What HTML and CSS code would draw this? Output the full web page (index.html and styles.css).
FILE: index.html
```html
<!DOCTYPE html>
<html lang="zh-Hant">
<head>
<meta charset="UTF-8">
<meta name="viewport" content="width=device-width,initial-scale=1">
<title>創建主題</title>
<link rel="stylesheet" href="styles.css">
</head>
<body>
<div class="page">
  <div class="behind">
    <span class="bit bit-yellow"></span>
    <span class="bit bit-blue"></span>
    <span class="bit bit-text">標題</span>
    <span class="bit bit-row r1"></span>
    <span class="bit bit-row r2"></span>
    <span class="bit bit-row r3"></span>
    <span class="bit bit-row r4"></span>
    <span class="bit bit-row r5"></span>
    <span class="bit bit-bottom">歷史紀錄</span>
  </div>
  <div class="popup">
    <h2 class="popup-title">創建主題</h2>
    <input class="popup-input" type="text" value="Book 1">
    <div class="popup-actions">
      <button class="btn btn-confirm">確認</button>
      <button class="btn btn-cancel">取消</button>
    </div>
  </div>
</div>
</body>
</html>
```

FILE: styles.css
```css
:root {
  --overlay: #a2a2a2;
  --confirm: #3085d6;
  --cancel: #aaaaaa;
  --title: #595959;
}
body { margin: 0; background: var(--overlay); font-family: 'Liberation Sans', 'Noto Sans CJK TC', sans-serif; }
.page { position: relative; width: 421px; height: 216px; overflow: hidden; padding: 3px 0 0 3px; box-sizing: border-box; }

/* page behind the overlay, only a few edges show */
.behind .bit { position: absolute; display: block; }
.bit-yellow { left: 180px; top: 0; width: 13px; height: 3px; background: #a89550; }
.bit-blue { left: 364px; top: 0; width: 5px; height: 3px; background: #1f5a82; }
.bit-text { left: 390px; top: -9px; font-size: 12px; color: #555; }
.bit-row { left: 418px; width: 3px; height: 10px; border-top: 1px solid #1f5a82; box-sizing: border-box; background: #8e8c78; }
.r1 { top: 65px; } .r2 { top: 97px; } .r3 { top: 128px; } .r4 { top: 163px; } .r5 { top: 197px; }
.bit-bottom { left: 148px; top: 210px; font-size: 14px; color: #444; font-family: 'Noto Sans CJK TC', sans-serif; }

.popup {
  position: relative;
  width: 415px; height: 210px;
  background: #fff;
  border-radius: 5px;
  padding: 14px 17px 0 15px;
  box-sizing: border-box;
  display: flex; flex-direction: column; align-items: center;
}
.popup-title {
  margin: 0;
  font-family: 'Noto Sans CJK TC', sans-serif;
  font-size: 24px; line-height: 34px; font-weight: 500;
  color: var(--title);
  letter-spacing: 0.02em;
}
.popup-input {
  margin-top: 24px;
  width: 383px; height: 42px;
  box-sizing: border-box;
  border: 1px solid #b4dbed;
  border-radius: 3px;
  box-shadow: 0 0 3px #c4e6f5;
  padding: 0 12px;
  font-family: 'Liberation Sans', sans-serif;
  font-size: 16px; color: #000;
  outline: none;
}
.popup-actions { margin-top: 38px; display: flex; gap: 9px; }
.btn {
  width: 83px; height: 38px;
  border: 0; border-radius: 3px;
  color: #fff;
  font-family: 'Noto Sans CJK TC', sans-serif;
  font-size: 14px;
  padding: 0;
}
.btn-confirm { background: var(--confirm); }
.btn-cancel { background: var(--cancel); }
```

——

Write the material out again in its entirety, exactly as shown.

THE RESULT
What HTML and CSS code would draw this? Output the full web page (index.html and styles.css).
FILE: index.html
```html
<!DOCTYPE html>
<html lang="zh-Hant">
<head>
<meta charset="UTF-8">
<meta name="viewport" content="width=device-width,initial-scale=1">
<title>創建主題</title>
<link rel="stylesheet" href="styles.css">
</head>
<body>
<div class="page">
  <div class="behind">
    <span class="bit bit-yellow"></span>
    <span class="bit bit-blue"></span>
    <span class="bit bit-text">標題</span>
    <span class="bit bit-row r1"></span>
    <span class="bit bit-row r2"></span>
    <span class="bit bit-row r3"></span>
    <span class="bit bit-row r4"></span>
    <span class="bit bit-row r5"></span>
    <span class="bit bit-bottom">歷史紀錄</span>
  </div>
  <div class="popup">
    <h2 class="popup-title">創建主題</h2>
    <input class="popup-input" type="text" value="Book 1">
    <div class="popup-actions">
      <button class="btn btn-confirm">確認</button>
      <button class="btn btn-cancel">取消</button>
    </div>
  </div>
</div>
</body>
</html>
```

FILE: styles.css
```css
:root {
  --overlay: #a2a2a2;
  --confirm: #3085d6;
  --cancel: #aaaaaa;
  --title: #595959;
}
body { margin: 0; background: var(--overlay); font-family: 'Liberation Sans', 'Noto Sans CJK TC', sans-serif; }
.page { position: relative; width: 421px; height: 216px; overflow: hidden; padding: 3px 0 0 3px; box-sizing: border-box; }

/* page behind the overlay, only a few edges show */
.behind .bit { position: absolute; display: block; }
.bit-yellow { left: 180px; top: 0; width: 13px; height: 3px; background: #a89550; }
.bit-blue { left: 364px; top: 0; width: 5px; height: 3px; background: #1f5a82; }
.bit-text { left: 390px; top: -9px; font-size: 12px; color: #555; }
.bit-row { left: 418px; width: 3px; height: 10px; border-top: 1px solid #1f5a82; box-sizing: border-box; background: #8e8c78; }
.r1 { top: 65px; } .r2 { top: 97px; } .r3 { top: 128px; } .r4 { top: 163px; } .r5 { top: 197px; }
.bit-bottom { left: 148px; top: 210px; font-size: 14px; color: #444; font-family: 'Noto Sans CJK TC', sans-serif; }

.popup {
  position: relative;
  width: 415px; height: 210px;
  background: #fff;
  border-radius: 5px;
  padding: 14px 17px 0 15px;
  box-sizing: border-box;
  display: flex; flex-direction: column; align-items: center;
}
.popup-title {
  margin: 0;
  font-family: 'Noto Sans CJK TC', sans-serif;
  font-size: 24px; line-height: 34px; font-weight: 500;
  color: var(--title);
  letter-spacing: 0.02em;
}
.popup-input {
  margin-top: 24px;
  width: 383px; height: 42px;
  box-sizing: border-box;
  border: 1px solid #b4dbed;
  border-radius: 3px;
  box-shadow: 0 0 3px #c4e6f5;
  padding: 0 12px;
  font-family: 'Liberation Sans', sans-serif;
  font-size: 16px; color: #000;
  outline: none;
}
.popup-actions { margin-top: 38px; display: flex; gap: 9px; }
.btn {
  width: 83px; height: 38px;
  border: 0; border-radius: 3px;
  color: #fff;
  font-family: 'Noto Sans CJK TC', sans-serif;
  font-size: 14px;
  padding: 0;
}
.btn-confirm { background: var(--confirm); }
.btn-cancel { background: var(--cancel); }
```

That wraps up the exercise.